Towards the end when one character says ""It's just high school drama. It will blow over" the meta-remark comes too late.

Under the older and more experienced cast Gail Mabalane shines most convincing as mom Thandeka Khumalo with authentic emoting gravitas. Among the younger cast especially Natasha Thahane excels and stands out as sassy maroon beret prep school social activist Wendy.

Honourary mention goes to Ama Qamata as the ingénue Puleng thrust into the make-believe world of Llandudno where teen house parties apparently come with a bouncer.

A stilted Ryle de Mornay should have spent a lot more time with a dialogue coach. His delivery is flat and unconvincing as this series' obligatory teacher who is having the affair with a student. It's dangerous to cast "sexy teacher" on looks alone.

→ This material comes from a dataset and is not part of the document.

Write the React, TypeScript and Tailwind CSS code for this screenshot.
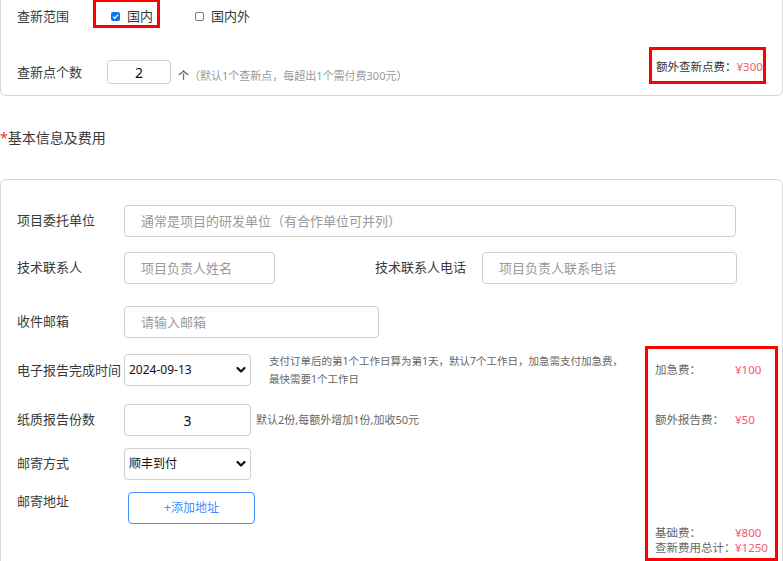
import React from 'react';

const font = "font-['Noto_Sans','Noto_Sans_CJK_SC',sans-serif]";

function Chevron() {
  return (
    <svg className="absolute right-[5px] top-1/2 -translate-y-1/2 w-[10px] h-[7px] pointer-events-none" viewBox="0 0 10 7">
      <polyline points="1.5,1.5 5,5 8.5,1.5" fill="none" stroke="#111" strokeWidth="2.2" strokeLinecap="round" strokeLinejoin="round" />
    </svg>
  );
}

function Select({ value }: { value: string }) {
  return (
    <div className="relative w-[127px] h-[32px]">
      <select
        defaultValue={value}
        className="appearance-none w-full h-full border border-[#cfcfcf] rounded-[4px] bg-white pl-[4px] text-[12px] text-[#111] outline-none"
      >
        <option>{value}</option>
      </select>
      <Chevron />
    </div>
  );
}

function Box({ checked }: { checked?: boolean }) {
  if (checked) {
    return (
      <span className="w-[9px] h-[9px] rounded-[2px] bg-[#0b75f0] flex items-center justify-center">
        <svg viewBox="0 0 10 10" className="w-[7px] h-[7px]">
          <polyline points="1.5,5.2 4,7.6 8.6,2.4" fill="none" stroke="#fff" strokeWidth="1.8" />
        </svg>
      </span>
    );
  }
  return <span className="block w-[9px] h-[9px] rounded-[2px] border border-[#777] bg-white" />;
}

const inputCls =
  'h-[32px] border border-[#d0d0d0] rounded-[4px] px-[16px] text-[13px] text-[#333] placeholder:text-[#9a9a9a] outline-none bg-white';

export default function App() {
  return (
    <div className={`relative w-[783px] h-[561px] overflow-hidden bg-white text-[#3a3a3a] ${font}`}>
      {/* 查新 card */}
      <div className="-mt-[10px] border border-[#d8d8d8] rounded-[6px] pl-[16px] pt-[15px] pb-[11px]">
        <div className="flex items-center h-[20px] text-[13px] leading-[20px]">
          <span className="w-[94px]">查新范围</span>
          <Box checked />
          <span className="ml-[7px]">国内</span>
          <span className="ml-[42px] flex"><Box /></span>
          <span className="ml-[7px]">国内外</span>
        </div>
        <div className="flex items-start h-[24px] mt-[34px]">
          <span className="w-[90px] text-[13px] leading-[24px]">查新点个数</span>
          <input
            defaultValue="2"
            className="w-[64px] h-[24px] border border-[#d0d0d0] rounded-[4px] text-center text-[14px] text-[#111] outline-none"
          />
          <span className="self-end ml-[7px] text-[11px] leading-[16px] whitespace-nowrap">
            <span className="text-[#3b3160]">个</span>
            <span className="text-[#999]">（默认1个查新点，每超出1个需付费300元）</span>
          </span>
          <span className="ml-auto w-[126px] -mt-[1px] text-[11.5px] leading-[16px] whitespace-nowrap">
            <span className="text-[#333]">额外查新点费：</span>
            <span className="text-[#f5576c]">¥300</span>
          </span>
        </div>
      </div>

      <div className="mt-[32px] text-[14px] leading-[20px]">
        <span className="text-[#e33]">*</span>基本信息及费用
      </div>

      {/* 基本信息 card */}
      <div className="mt-[31px] border border-[#d8d8d8] rounded-[6px] pl-[16px] pr-[3px] pt-[25px] h-[420px]">
        <div className="flex items-center text-[13px]">
          <span className="w-[107px]">项目委托单位</span>
          <input className={`${inputCls} w-[612px]`} placeholder="通常是项目的研发单位（有合作单位可并列）" />
        </div>
        <div className="flex items-center text-[13px] mt-[15px]">
          <span className="w-[107px]">技术联系人</span>
          <input className={`${inputCls} w-[151px]`} placeholder="项目负责人姓名" />
          <span className="w-[107px] ml-[100px]">技术联系人电话</span>
          <input className={`${inputCls} w-[255px]`} placeholder="项目负责人联系电话" />
        </div>
        <div className="flex items-center text-[13px] mt-[22px]">
          <span className="w-[107px]">收件邮箱</span>
          <input className={`${inputCls} w-[255px]`} placeholder="请输入邮箱" />
        </div>

        <div className="flex justify-between mt-[8px]">
          <div className="pt-[8px] text-[13px]">
            <div className="flex items-start h-[32px]">
              <span className="w-[107px] leading-[32px]">电子报告完成时间</span>
              <Select value="2024-09-13" />
              <span className="ml-[18px] -mt-[2px] text-[10.5px] leading-[18px] text-[#666] whitespace-nowrap">
                支付订单后的第1个工作日算为第1天，默认7个工作日，加急需支付加急费，
                <br />
                最快需要1个工作日
              </span>
            </div>
            <div className="flex items-center h-[32px] mt-[18px]">
              <span className="w-[107px]">纸质报告份数</span>
              <input defaultValue="3" className="w-[127px] h-[32px] border border-[#d0d0d0] rounded-[4px] text-center text-[14px] text-[#111] outline-none" />
              <span className="ml-[5px] text-[11px] text-[#666] whitespace-nowrap">默认2份,每额外增加1份,加收50元</span>
            </div>
            <div className="flex items-center h-[32px] mt-[12px]">
              <span className="w-[107px]">邮寄方式</span>
              <Select value="顺丰到付" />
            </div>
            <div className="flex items-start mt-[12px]">
              <span className="w-[111px] leading-[20px] -mt-[1px]">邮寄地址</span>
              <button className="w-[127px] h-[32px] border border-[#3f8cff] rounded-[4px] text-[12px] text-[#3f8cff] bg-white">
                +添加地址
              </button>
            </div>
          </div>

          <div className="w-[130px] h-[215px] pl-[6px] flex flex-col text-[11.5px] text-[#666]">
            <div className="grid grid-cols-[80px_auto] h-[32px] leading-[32px] mt-[8px]">
              <span>加急费：</span>
              <span className="text-[#f5576c]">¥100</span>
            </div>
            <div className="grid grid-cols-[80px_auto] h-[32px] leading-[32px] mt-[18px]">
              <span>额外报告费：</span>
              <span className="text-[#f5576c]">¥50</span>
            </div>
            <div className="mt-auto pb-[6px] leading-[15px]">
              <div className="grid grid-cols-[80px_auto]">
                <span>基础费：</span>
                <span className="text-[#f5576c]">¥800</span>
              </div>
              <div className="grid grid-cols-[80px_auto] whitespace-nowrap">
                <span>查新费用总计：</span>
                <span className="text-[#f5576c]">¥1250</span>
              </div>
            </div>
          </div>
        </div>
      </div>

      {/* annotation boxes */}
      <div className="absolute left-[93px] top-[-1px] w-[67px] h-[29px] border-[3px] border-[#ff0000]" />
      <div className="absolute left-[649px] top-[47px] w-[117px] h-[37px] border-[3px] border-[#ff0000]" />
      <div className="absolute left-[645px] top-[346px] w-[133px] h-[215px] border-[3px] border-[#ff0000]" />
    </div>
  );
}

The acting of a clearly too-old-for-high-school Arno Greeff in the role of bisexual Chris also needs a lot of refinement - one of many one-dimensional characters who are introduced but of whom the backstory, motivations and side-arcs are simply largely left unexplored.


What looks best in Blood & Water is a visually idealised Cape Town achieved through well-done camera drone work and scene-setting editing.

The lighting overall gets high marks with attention to detail and the camera angles that will be used - ranging from difficult to lit club bathroom scenes, to light-falling-through-the-window half-profile illumination.

Script-wise the 6 episodes feel rushed with a lot of character motivation never explained. What seems like it might become new plot points are started but not further developed.

Several unrealistic scenes throughout the 6 episodes, as well as set design mistakes will, again, probably not bother the younger crowd but they do detract from Blood & Water's authenticity.

Besides the poor teachers' cars, private schools like the fictional Parkhurst College actually have rows of SUVs parked outside. South Africa doesn't do American-styled school-staircase media briefings, and not even private schools have flanked banner flags outside the front door.

At no school newspaper or magazine will the kids ever be able to publish anything without strict prior teacher editorial oversight first but it happens in Blood & Water because it's needed to advance the plot and character conflict.

One hopes that after Ted Sarandos, Netflix's chief content officer, and new-hire Dorothy Ghettuba, who leads African originals at Netflix, toured South Africa as the streamer's latest outpost earlier this year in which they want to produce more original content, that they will be mindful in focusing on commissioning projects that make South Africa and Africa shine in unique stand-out series instead of programming that's more additive in nature.

Netflix Originals for Africa should be "Original" - new stories, on a canvass with Netflix budgets resembling what's given to other regions.

It should be projects that showcase Africa, projects that expand and go further than content that had already been done; projects that tell a story in budget and scope that existing pay-TV in South Africa and Africa can't or won't.

Blood & Water is fine but there already exists enough of this type of story. Netflix that has more than adequate lung-capacity can and should go jump in, and dive deeper, into a bigger story pool.


- The review is based on Blood & Water's first season of 6 episodes.